Even with such protections in place, however, many hotels will not sign on to a donation program, citing liability concerns. "We've found a lot of hotels do not donate excess food," says Sarah Corradino, CMP, senior manager of meetings and events for the Professional Convention Management Association in Chicago. "The Good Samaritan Act is meant to protect everyone, but [the hotels] come back and say, for legal reasons, they don't do that."

Pressing the point PCMA's annual meeting, Convening Leaders, was held in January at the MGM Grand in Las Vegas, from which the extra food was donated to a local pig farm. "It's a green initiative," says Corradino, "but it was not a facility that serves people."

Attorney Grimes says hotels and caterers might rightfully cite their insurance policies, not the law, as the reason to refuse to donate. "This can be a valid reason," he says. "But sometimes the hotels never really ask their insurer about ways in which donations might be done safely without violating their coverage.

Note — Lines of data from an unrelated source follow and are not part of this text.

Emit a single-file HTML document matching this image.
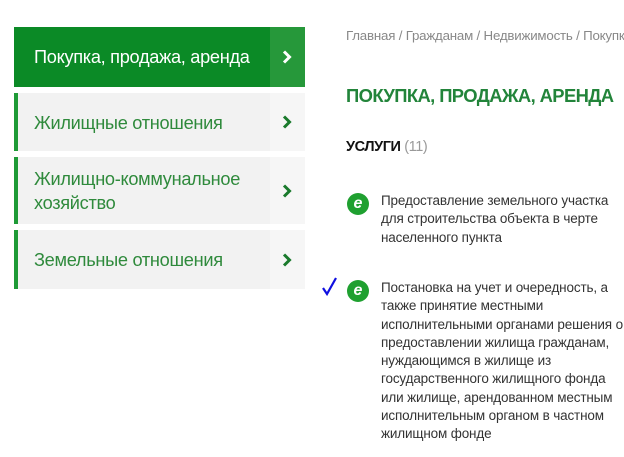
<!DOCTYPE html>
<html><head><meta charset="utf-8"><style>
body{margin:0;width:624px;height:457px;background:#fff;position:relative;overflow:hidden;font-family:"Liberation Sans",sans-serif}
.it{position:absolute;left:14px;width:291px;background:#f2f2f2;border-left:4px solid #1e9a36;box-sizing:border-box}
.it .t{position:absolute;left:16px;color:#2f8a3c;font-size:18.2px;line-height:24px;letter-spacing:-0.3px}
.it .a{position:absolute;right:0;top:0;bottom:0;width:35px;background:#f6f6f6}
.a svg{position:absolute;left:11px;top:50%;margin-top:-7px}
.act{background:#0b8a26;border-left:none}
.act .a{background:#26983a}
.act .t{color:#fff;left:20px}
.ab{position:absolute;white-space:nowrap}
.e{position:absolute;width:22px;height:22px;border-radius:50%;background:#1fa030;color:#fff;font-weight:bold;font-style:italic;font-size:16px;line-height:21px;text-align:center}
.txt{position:absolute;left:381px;font-size:13.5px;line-height:18.3px;color:#333;white-space:nowrap;letter-spacing:-0.15px}
</style></head><body>
<div class="it act" style="top:27px;height:60px"><div class="t" style="top:18px">Покупка, продажа, аренда</div><div class="a"><svg width="12" height="14" viewBox="0 0 12 14"><path d="M3 1.5 L8.5 7 L3 12.5" stroke="#fff" stroke-width="3" fill="none"/></svg></div></div>
<div class="it" style="top:93px;height:58px"><div class="t" style="top:18px">Жилищные отношения</div><div class="a"><svg width="12" height="14" viewBox="0 0 12 14"><path d="M3 1.5 L8.5 7 L3 12.5" stroke="#1a7a2c" stroke-width="3" fill="none"/></svg></div></div>
<div class="it" style="top:157px;height:67px"><div class="t" style="top:10px">Жилищно-коммунальное<br>хозяйство</div><div class="a"><svg width="12" height="14" viewBox="0 0 12 14"><path d="M3 1.5 L8.5 7 L3 12.5" stroke="#1a7a2c" stroke-width="3" fill="none"/></svg></div></div>
<div class="it" style="top:230px;height:59px"><div class="t" style="top:18px">Земельные отношения</div><div class="a"><svg width="12" height="14" viewBox="0 0 12 14"><path d="M3 1.5 L8.5 7 L3 12.5" stroke="#1a7a2c" stroke-width="3" fill="none"/></svg></div></div>

<div class="ab" style="left:346px;top:28px;font-size:13.3px;color:#888;letter-spacing:-0.2px">Главная / Гражданам / Недвижимость / Покупка</div>
<div class="ab" style="left:346px;top:85px;font-size:18.4px;font-weight:bold;color:#22843a;letter-spacing:-0.6px">ПОКУПКА, ПРОДАЖА, АРЕНДА</div>
<div class="ab" style="left:346px;top:139px;font-size:14.5px;color:#111;letter-spacing:-0.4px"><b>УСЛУГИ</b> <span style="color:#999;font-weight:normal">(11)</span></div>

<div class="e" style="left:347px;top:193px">e</div>
<div class="txt" style="top:192px">Предоставление земельного участка<br>для строительства объекта в черте<br>населенного пункта</div>

<svg style="position:absolute;left:321px;top:276px" width="18" height="20" viewBox="0 0 18 20"><path d="M2 12 L6 18 L15 2" stroke="#1010e0" stroke-width="2.2" fill="none"/></svg>
<div class="e" style="left:347px;top:280px">e</div>
<div class="txt" style="top:279px">Постановка на учет и очередность, а<br>также принятие местными<br>исполнительными органами решения о<br>предоставлении жилища гражданам,<br>нуждающимся в жилище из<br>государственного жилищного фонда<br>или жилище, арендованном местным<br>исполнительным органом в частном<br>жилищном фонде</div>
</body></html>
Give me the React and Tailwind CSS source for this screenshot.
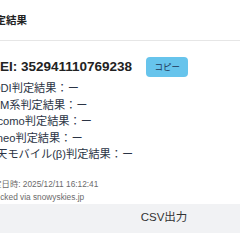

Planners wishing to press the issue might want to ask the hotel to verify that their insurer will not allow donations under any circumstances."

As a fallback, he adds, planners can sign an indemnification provision to the meeting contract absolving the hotel from liability for any illness or other problem that might arise as a result of the donation. "Planners just need to be certain that their own insurance will cover that risk."

On the other hand, a number of major convention facilities, including the Boston Convention and Exhibition Center, the Las Vegas Convention Center and the Oregon Convention Center, have food-donation programs in place through their catering companies -- Levy Restaurants for the BCEC and Aramark for the other two -- making it simple planners to OK the distribution of their groups' leftovers.